Nu sprake is van huur in civielrechtelijke zin, zijn de anti-kraakwoningen aan te merken als voor verhuur bestemde woningen in de zin van artikel 2, aanhef en onderdeel a, van de Wet verhuurderheffing. De overige standpunten van belanghebbende kunnen hieraan niet afdoen. Hetgeen in 4.5 en 4.6 is overwogen, geldt dienovereenkomstig voor anti-kraakwoningen.
4.12.
Gelet op hetgeen hiervoor is overwogen, behoren de in 4.8 bedoelde woningen eveneens tot de heffingsgrondslag van de verhuurderheffing 2013. Het beroep is ook in zoverre ongegrond.
Conclusie
4.13.
Voor het zich hier voordoende geval dat de Leegstandwetwoningen en de anti-kraakwoningen tot de grondslag van de verhuurderheffing behoren, is tussen partijen niet in geschil dat het geheven bedrag aan verhuurderheffing – na uitspraak op bezwaar – juist is. Het beroep is derhalve ongegrond.
5. Proceskosten
De rechtbank ziet geen aanleiding voor een proceskostenveroordeling.
6. Beslissing
De rechtbank verklaart het beroep ongegrond.
Deze uitspraak is gedaan op 29 oktober 2015 door mr. M.R.T. Pauwels, voorzitter, mr. C.A.F.M. Stassen en mr. M.W.C. Soltysik, rechters, en op dezelfde dag in het openbaar uitgesproken in tegenwoordigheid van mr. I. van Wijk, griffier.

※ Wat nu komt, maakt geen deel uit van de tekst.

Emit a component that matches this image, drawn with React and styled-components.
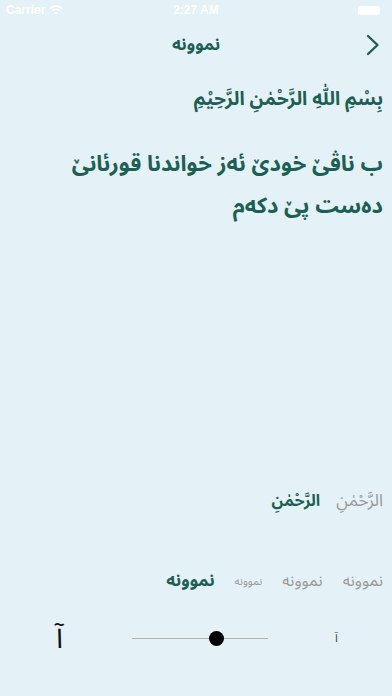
import React from "react";
import styled, { createGlobalStyle } from "styled-components";

const Global = createGlobalStyle`
  html, body { margin: 0; padding: 0; background: #e4f1f7; }
  body { font-family: "Noto Sans Arabic", "DejaVu Sans", "Noto Sans", sans-serif; }
  #root { height: 696px; }
`;

const Page = styled.div`
  height: 696px;
  display: flex;
  flex-direction: column;
  background: #e4f1f7;
  overflow: hidden;
`;

const StatusBar = styled.div`
  height: 20px;
  display: grid;
  grid-template-columns: 1fr auto 1fr;
  align-items: center;
  padding: 0 6px;
  color: #fff;
  font-family: "Liberation Sans", Arial, sans-serif;
  font-size: 12px;
  font-weight: 600;
`;

const Left = styled.div`
  display: flex;
  align-items: center;
  gap: 4px;
`;

const Right = styled.div`
  display: flex;
  justify-content: flex-end;
`;

const Battery = styled.div`
  width: 22px;
  height: 9px;
  border-radius: 3px;
  background: #fff;
  margin-right: 6px;
`;

const NavBar = styled.div`
  height: 50px;
  display: flex;
  align-items: center;
  justify-content: center;
  position: relative;
`;

const Title = styled.div`
  color: #1d5f52;
  font-size: 17px;
  font-weight: bold;
  direction: rtl;
`;

const Chevron = styled.div`
  position: absolute;
  right: 12px;
  top: 14px;
`;

const Content = styled.div`
  direction: rtl;
  padding: 14px 9px 0 20px;
  color: #1d5f52;
`;

const Basmala = styled.div`
  font-size: 19px;
  font-weight: bold;
  line-height: 30px;
`;

const Paragraph = styled.div`
  margin-top: 29px;
  font-size: 22px;
  font-weight: bold;
  line-height: 42px;
`;

const Spacer = styled.div`
  flex: 1;
`;

const Row = styled.div`
  direction: rtl;
  display: flex;
  align-items: center;
  padding: 0 9px;
  gap: ${(p) => p.gap}px;
  height: ${(p) => p.h}px;
  margin-top: ${(p) => p.mt || 0}px;
`;

const Option = styled.div`
  color: ${(p) => (p.active ? "#1d5f52" : "#9a9a9a")};
  font-size: ${(p) => p.size}px;
  font-weight: ${(p) => (p.bold ? "bold" : "normal")};
  white-space: nowrap;
`;

const SliderRow = styled.div`
  display: flex;
  align-items: center;
  height: 74px;
  padding: 0 0 0 56px;
  margin-bottom: 21px;
`;

const BigA = styled.div`
  font-size: 30px;
  color: #111;
  width: 76px;
`;

const Track = styled.div`
  position: relative;
  width: 136px;
  height: 1px;
  background: #b0b0b0;
`;

const Thumb = styled.div`
  position: absolute;
  top: -7px;
  width: 15px;
  height: 15px;
  border-radius: 50%;
  background: #000;
`;

const SmallA = styled.div`
  font-size: 12px;
  color: #444;
  margin-left: 67px;
`;

export default function App() {
  return (
    <Page>
      <Global />
      <StatusBar>
        <Left>
          <span>Carrier</span>
          <svg width="14" height="10" viewBox="0 0 14 10">
            <path d="M1 3.5a8.5 8.5 0 0 1 12 0" stroke="#fff" strokeWidth="1.6" fill="none" />
            <path d="M3.3 5.8a5.2 5.2 0 0 1 7.4 0" stroke="#fff" strokeWidth="1.6" fill="none" />
            <path d="M7 9.5l-1.8-1.8a2.5 2.5 0 0 1 3.6 0z" fill="#fff" />
          </svg>
        </Left>
        <span>2:27 AM</span>
        <Right>
          <Battery />
        </Right>
      </StatusBar>
      <NavBar>
        <Title>نموونه</Title>
        <Chevron>
          <svg width="14" height="22" viewBox="0 0 14 22">
            <path d="M2 2l9.5 9-9.5 9" stroke="#1d5f52" strokeWidth="2.4" fill="none" strokeLinecap="round" strokeLinejoin="round" />
          </svg>
        </Chevron>
      </NavBar>
      <Content>
        <Basmala>بِسْمِ اللّٰهِ الرَّحْمٰنِ الرَّحِيْمِ</Basmala>
        <Paragraph>ب ناڤێ خودێ ئەز خواندنا قورئانێ دەست پێ دکەم</Paragraph>
      </Content>
      <Spacer />
      <Row h={60} gap={16}>
        <Option size={17}>الرَّحْمٰنِ</Option>
        <Option size={16} active bold>الرَّحْمٰنِ</Option>
      </Row>
      <Row h={40} gap={20} mt={30}>
        <Option size={16}>نموونه</Option>
        <Option size={16}>نموونه</Option>
        <Option size={11}>نموونه</Option>
        <Option size={17} active bold>نموونه</Option>
      </Row>
      <SliderRow>
        <BigA>آ</BigA>
        <Track>
          <Thumb style={{ left: 77 }} />
        </Track>
        <SmallA>آ</SmallA>
      </SliderRow>
    </Page>
  );
}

De griffier, De voorzitter,
Afschrift aangetekend verzonden aan partijen op:
Rechtsmiddel
Tegen deze uitspraak kunnen partijen binnen zes weken na de verzenddatum hoger beroep instellen bij het gerechtshof te ‘s-Hertogenbosch (belastingkamer), Postbus 70583, 5201 CZ ’s-Hertogenbosch.
Bij het instellen van hoger beroep dient het volgende in acht te worden genomen:
1. bij het beroepschrift wordt een afschrift van deze uitspraak overgelegd;2 - het beroepschrift moet ondertekend zijn en ten minste het volgende vermelden:
a. de naam en het adres van de indiener;
b. een dagtekening;
c. een omschrijving van de uitspraak waartegen het hoger beroep is ingesteld;
d. de gronden van het hoger beroep.
Voor burgers is het mogelijk hoger beroep digitaal in te stellen. Hiervoor kan gebruik worden gemaakt van de formulieren op Rechtspraak.nl / Digitaal loket bestuursrecht.